12 december 2007
Je zou kunnen zeggen dat mijn keukenhol landbreuk heeft geleden. Dat zit zo. In de vorige drie afleveringen heb ik verteld op zoek te zijn geweest naar gigagolven. Dat is niet erg gelukt, maar afgelopen zaternacht hebben voornoemde golven mij gevonden. Het waaide alweer leunhard en omdat er ook springtij aan zat te komen ben ik zo verstandig geweest om de bus achter de winkel, ongeveer 30 meter hoger te parkeren. Omdat de ‘funny lane’ nogal modderglad was ben ik zondagmorgen lopend en met mijn thermosfles naar het weitje gelopen om water te koken voor koffie. Omdat ik nogal diep in gedachten het laantje afliep zag ik pas beneden wat een zootje het was op het gras. Overal lagen vuist- tot voetbaldikke stenen als pepernoten uitgestrooid. Wie schetst mijn verbazing, laat ik het zelf maar doen, toen ik mijn keuken aanschouwde. Twee van de drie platen multiplex lagen ernstig geknikt als neergeschoten gangsters over de resten van de stenen ommuring. Mijn gasfles lag ingebed onder gevallen stenen en voor mijn gasstel leek alle hoop verloren. Wanhoop overspoelde mij en humor leek een houtvlot buiten mijn bereik. De rest van de zondag heb ik uitgerust van mijn emoties, maar maandag voelde ik mijn krachten alweer toenemen en heb ik met een aangespoelde visbak op sleeptouw de stenen van het weitje afgezameld in ongeveer 15 slepen met halfvolle bak. Beelden van vroegere scheepsjagers koortsten door mijn verbeelding.

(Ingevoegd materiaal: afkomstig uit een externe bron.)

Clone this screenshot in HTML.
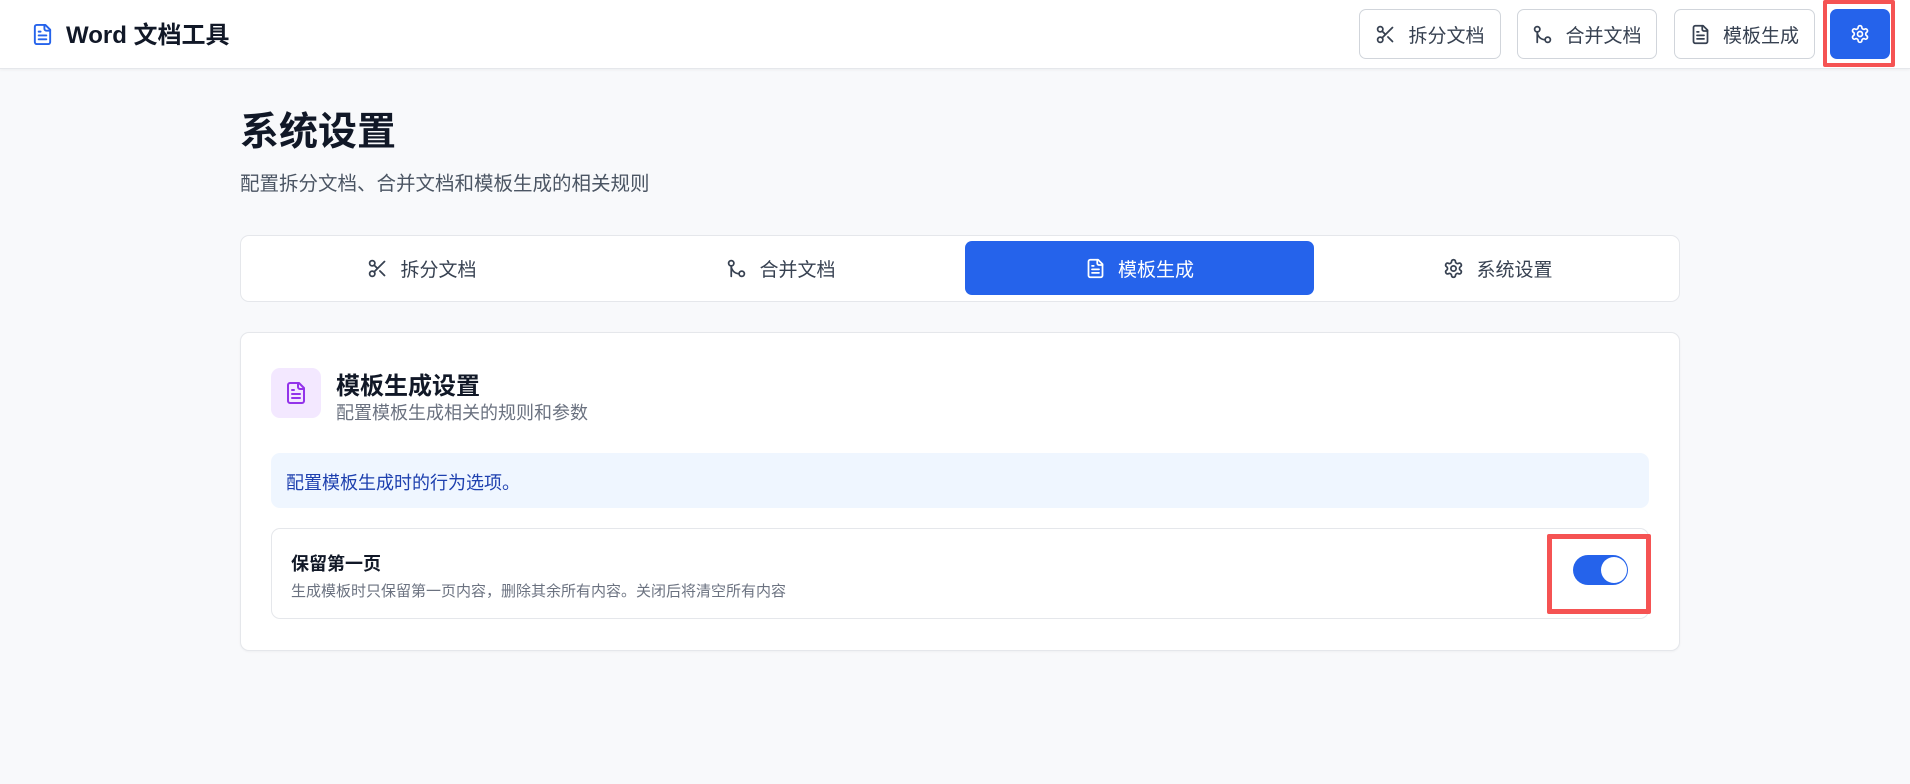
<!DOCTYPE html>
<html><head><meta charset="utf-8"><style>
*{box-sizing:border-box;margin:0;padding:0}
body{width:1910px;height:784px;background:#f8f9fb;font-family:"Liberation Sans","Noto Sans CJK SC",sans-serif;position:relative;overflow:hidden;color:#111827}
.a{position:absolute}
.hdr{left:0;top:0;width:1910px;height:69px;background:#fff;border-bottom:1px solid #e5e7eb;box-shadow:0 1px 3px rgba(0,0,0,.05)}
.btn{top:9px;height:50px;border:1.5px solid #d1d5db;border-radius:7px;background:#fff;display:flex;align-items:center;justify-content:center;gap:12px;font-size:19px;color:#374151}
svg{fill:none;stroke:currentColor;stroke-width:2;stroke-linecap:round;stroke-linejoin:round}
.tab{top:241px;height:54px;display:flex;align-items:center;justify-content:center;gap:12px;font-size:19px;color:#374151;border-radius:7px}
</style></head><body>
<div class="a hdr"></div>
<svg class="a" style="left:31px;top:22px;color:#2563eb" width="23" height="25" viewBox="0 0 24 24"><path d="M15 2H6a2 2 0 0 0-2 2v16a2 2 0 0 0 2 2h12a2 2 0 0 0 2-2V7Z"/><path d="M14 2v4a2 2 0 0 0 2 2h4"/><path d="M10 9H8M16 13H8M16 17H8"/></svg>
<div class="a" style="left:66px;top:15px;font-size:24px;font-weight:bold;color:#111827">Word 文档工具</div>

<div class="a btn" style="left:1359px;width:142px"><svg width="21" height="21" viewBox="0 0 24 24"><circle cx="6" cy="6" r="3"/><path d="M8.12 8.12 12 12"/><path d="M20 4 8.12 15.88"/><circle cx="6" cy="18" r="3"/><path d="M14.8 14.8 20 20"/></svg>拆分文档</div>
<div class="a btn" style="left:1517px;width:140px"><svg width="21" height="21" viewBox="0 0 24 24"><circle cx="18" cy="18" r="3"/><circle cx="6" cy="6" r="3"/><path d="M6 21V9a9 9 0 0 0 9 9"/></svg>合并文档</div>
<div class="a btn" style="left:1674px;width:141px"><svg width="21" height="21" viewBox="0 0 24 24"><path d="M15 2H6a2 2 0 0 0-2 2v16a2 2 0 0 0 2 2h12a2 2 0 0 0 2-2V7Z"/><path d="M14 2v4a2 2 0 0 0 2 2h4"/><path d="M10 9H8M16 13H8M16 17H8"/></svg>模板生成</div>
<div class="a" style="left:1823px;top:0;width:72px;height:67px;border:4px solid #f55353;border-radius:2px"></div>
<div class="a" style="left:1830px;top:9px;width:60px;height:50px;background:#2563eb;border-radius:7px;display:flex;align-items:center;justify-content:center;color:#fff"><svg width="20" height="20" viewBox="0 0 24 24"><path d="M12.22 2h-.44a2 2 0 0 0-2 2v.18a2 2 0 0 1-1 1.73l-.43.25a2 2 0 0 1-2 0l-.15-.08a2 2 0 0 0-2.73.73l-.22.38a2 2 0 0 0 .73 2.73l.15.1a2 2 0 0 1 1 1.72v.51a2 2 0 0 1-1 1.74l-.15.09a2 2 0 0 0-.73 2.73l.22.38a2 2 0 0 0 2.73.73l.15-.08a2 2 0 0 1 2 0l.43.25a2 2 0 0 1 1 1.73V20a2 2 0 0 0 2 2h.44a2 2 0 0 0 2-2v-.18a2 2 0 0 1 1-1.73l.43-.25a2 2 0 0 1 2 0l.15.08a2 2 0 0 0 2.73-.73l.22-.39a2 2 0 0 0-.73-2.73l-.15-.08a2 2 0 0 1-1-1.74v-.5a2 2 0 0 1 1-1.74l.15-.09a2 2 0 0 0 .73-2.73l-.22-.38a2 2 0 0 0-2.73-.73l-.15.08a2 2 0 0 1-2 0l-.43-.25a2 2 0 0 1-1-1.73V4a2 2 0 0 0-2-2z"/><circle cx="12" cy="12" r="3"/></svg></div>

<div class="a" style="left:240px;top:108px;font-size:39px;font-weight:bold;line-height:50px;color:#111827">系统设置</div>
<div class="a" style="left:240px;top:167px;font-size:19.5px;color:#4b5563">配置拆分文档、合并文档和模板生成的相关规则</div>

<div class="a" style="left:240px;top:235px;width:1440px;height:67px;background:#fff;border:1.5px solid #e5e7eb;border-radius:9px"></div>
<div class="a tab" style="left:247px;width:350px"><svg width="21" height="21" viewBox="0 0 24 24"><circle cx="6" cy="6" r="3"/><path d="M8.12 8.12 12 12"/><path d="M20 4 8.12 15.88"/><circle cx="6" cy="18" r="3"/><path d="M14.8 14.8 20 20"/></svg>拆分文档</div>
<div class="a tab" style="left:606px;width:350px"><svg width="21" height="21" viewBox="0 0 24 24"><circle cx="18" cy="18" r="3"/><circle cx="6" cy="6" r="3"/><path d="M6 21V9a9 9 0 0 0 9 9"/></svg>合并文档</div>
<div class="a tab" style="left:965px;width:349px;background:#2563eb;color:#fff"><svg width="21" height="21" viewBox="0 0 24 24"><path d="M15 2H6a2 2 0 0 0-2 2v16a2 2 0 0 0 2 2h12a2 2 0 0 0 2-2V7Z"/><path d="M14 2v4a2 2 0 0 0 2 2h4"/><path d="M10 9H8M16 13H8M16 17H8"/></svg>模板生成</div>
<div class="a tab" style="left:1323px;width:350px"><svg width="21" height="21" viewBox="0 0 24 24"><path d="M12.22 2h-.44a2 2 0 0 0-2 2v.18a2 2 0 0 1-1 1.73l-.43.25a2 2 0 0 1-2 0l-.15-.08a2 2 0 0 0-2.73.73l-.22.38a2 2 0 0 0 .73 2.73l.15.1a2 2 0 0 1 1 1.72v.51a2 2 0 0 1-1 1.74l-.15.09a2 2 0 0 0-.73 2.73l.22.38a2 2 0 0 0 2.73.73l.15-.08a2 2 0 0 1 2 0l.43.25a2 2 0 0 1 1 1.73V20a2 2 0 0 0 2 2h.44a2 2 0 0 0 2-2v-.18a2 2 0 0 1 1-1.73l.43-.25a2 2 0 0 1 2 0l.15.08a2 2 0 0 0 2.73-.73l.22-.39a2 2 0 0 0-.73-2.73l-.15-.08a2 2 0 0 1-1-1.74v-.5a2 2 0 0 1 1-1.74l.15-.09a2 2 0 0 0 .73-2.73l-.22-.38a2 2 0 0 0-2.73-.73l-.15.08a2 2 0 0 1-2 0l-.43-.25a2 2 0 0 1-1-1.73V4a2 2 0 0 0-2-2z"/><circle cx="12" cy="12" r="3"/></svg>系统设置</div>

<div class="a" style="left:240px;top:332px;width:1440px;height:319px;background:#fff;border:1.5px solid #e5e7eb;border-radius:9px;box-shadow:0 1px 2px rgba(0,0,0,.04)"></div>
<div class="a" style="left:271px;top:368px;width:50px;height:50px;background:#f3e8ff;border-radius:9px;display:flex;align-items:center;justify-content:center;color:#9333ea"><svg width="24" height="24" viewBox="0 0 24 24"><path d="M15 2H6a2 2 0 0 0-2 2v16a2 2 0 0 0 2 2h12a2 2 0 0 0 2-2V7Z"/><path d="M14 2v4a2 2 0 0 0 2 2h4"/><path d="M10 9H8M16 13H8M16 17H8"/></svg></div>
<div class="a" style="left:336px;top:366px;font-size:24px;font-weight:bold;color:#111827">模板生成设置</div>
<div class="a" style="left:336px;top:399px;font-size:18px;color:#6b7280">配置模板生成相关的规则和参数</div>

<div class="a" style="left:271px;top:453px;width:1378px;height:55px;background:#eff6ff;border-radius:9px"></div>
<div class="a" style="left:286px;top:469px;font-size:18px;color:#1e40af">配置模板生成时的行为选项。</div>

<div class="a" style="left:271px;top:528px;width:1378px;height:91px;background:#fff;border:1.5px solid #e5e7eb;border-radius:9px"></div>
<div class="a" style="left:291px;top:550px;font-size:18px;font-weight:bold;color:#111827">保留第一页</div>
<div class="a" style="left:291px;top:580px;font-size:15px;color:#6b7280">生成模板时只保留第一页内容，删除其余所有内容。关闭后将清空所有内容</div>
<div class="a" style="left:1547px;top:534px;width:104px;height:80px;border:5px solid #f55353;border-radius:2px"></div>
<div class="a" style="left:1573px;top:555px;width:55px;height:30px;background:#2563eb;border-radius:15px"></div>
<div class="a" style="left:1601px;top:557px;width:26px;height:26px;background:#fff;border-radius:50%"></div>
</body></html>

Als een weliswaar bebaarde, maar reddende engel verscheen Willem op het slagveld. Na een brainwave wist hij een aangespoelde telefoonpaal te liggen. Deze hebben we met twee man en een heleboel macht naar de bus gesleept en half er uithangend naar het rampgebied gereden. Toen werd het donker en niks te vroeg. Wekenlang was ik niet zo moe geweest en Willem bleek later als een blok op zijn sofa in slaap te zijn gevallen.

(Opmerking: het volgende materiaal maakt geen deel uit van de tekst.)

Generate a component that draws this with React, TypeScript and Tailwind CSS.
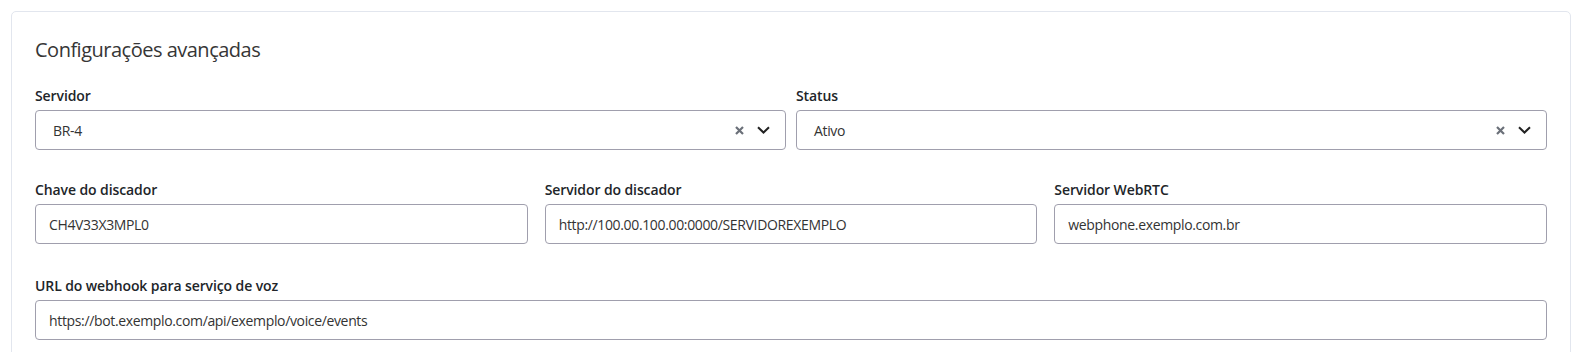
import React from 'react';

const fieldBox =
  'h-[40px] w-full rounded-[4px] border border-[#a09fad] bg-white flex items-center text-[14px] tracking-[-0.35px] text-[#333]';

const Label: React.FC<{ children: React.ReactNode }> = ({ children }) => (
  <label className="block h-[23px] mb-[3px] text-[14px] leading-[24px] font-semibold tracking-[-0.1px] text-[#212529]">
    {children}
  </label>
);

const ClearIcon = () => (
  <svg width="9" height="9" viewBox="0 0 9 9" className="text-[#6b7079]">
    <path d="M1 1 L8 8 M8 1 L1 8" stroke="currentColor" strokeWidth="2.2" strokeLinecap="butt" />
  </svg>
);

const Chevron = () => (
  <svg width="13" height="8" viewBox="0 0 13 8" className="text-[#222]">
    <path d="M1 1.2 L6.5 6.5 L12 1.2" stroke="currentColor" strokeWidth="2" fill="none" />
  </svg>
);

const SelectField: React.FC<{ label: string; value: string }> = ({ label, value }) => (
  <div>
    <Label>{label}</Label>
    <div className={`${fieldBox} pl-[17px] pr-[15px]`}>
      <span className="flex-1">{value}</span>
      <div className="flex items-center gap-[13px]">
        <ClearIcon />
        <Chevron />
      </div>
    </div>
  </div>
);

const TextField: React.FC<{ label: string; value: string }> = ({ label, value }) => (
  <div>
    <Label>{label}</Label>
    <input
      readOnly
      value={value}
      className={`${fieldBox} px-[13px] outline-none`}
    />
  </div>
);

export default function App() {
  return (
    <div
      className="bg-white min-h-[352px] pt-[11px] pl-[11px] pr-[2px]"
      style={{ fontFamily: '"Open Sans", "Liberation Sans", sans-serif' }}
    >
      <div className="border border-[#e2e6ee] rounded-[5px] bg-white px-[23px] pt-[24px] pb-[24px]">
        <h2 className="text-[20px] leading-[28px] font-normal tracking-[-0.5px] text-[#363636]">Configurações avançadas</h2>

        <div className="mt-[20px] grid grid-cols-2 gap-x-[10px]">
          <SelectField label="Servidor" value="BR-4" />
          <SelectField label="Status" value="Ativo" />
        </div>

        <div className="mt-[28px] grid grid-cols-3 gap-x-[17px]">
          <TextField label="Chave do discador" value="CH4V33X3MPL0" />
          <TextField label="Servidor do discador" value="http://100.00.100.00:0000/SERVIDOREXEMPLO" />
          <TextField label="Servidor WebRTC" value="webphone.exemplo.com.br" />
        </div>

        <div className="mt-[30px]">
          <TextField label="URL do webhook para serviço de voz" value="https://bot.exemplo.com/api/exemplo/voice/events" />
        </div>
      </div>
    </div>
  );
}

Vandaag was er weer een nieuwe dag en ook deze werd goed besteed. Ik heb eerst de muren van het hol weer op hoogte gebracht. Toen ging de paal, die precies de goede maat had, er in de lengte overheen. Daarna heb ik de ergst geknikte plaat weer terug gebogen en voor de stevigheid met een plank verbonden. Toen ik twee platen potdekselgewijs had opgelegd kwam Willem me helpen met de laatste en de fine-tuning. Er zitten hier en daar nog een paar royale tochtgaten, maar die krijg ik ook wel klein.
Mijn keukenhol is nu een kop hoger en dat biedt weer meer zitjes. Al met al moge het dan een behoorlijke klus zijn geweest, maar ik ben er beslist niet op achteruit gegaan.
Zelfs de oudste Fanorianen kunnen zich niet heugen dat het water ooit zo hoog kwam. Niet alleen voel ik een natuurlijke aantrekkingskracht jegens water. Nu is gebleken dat mijn gevoelens ook worden beantwoord.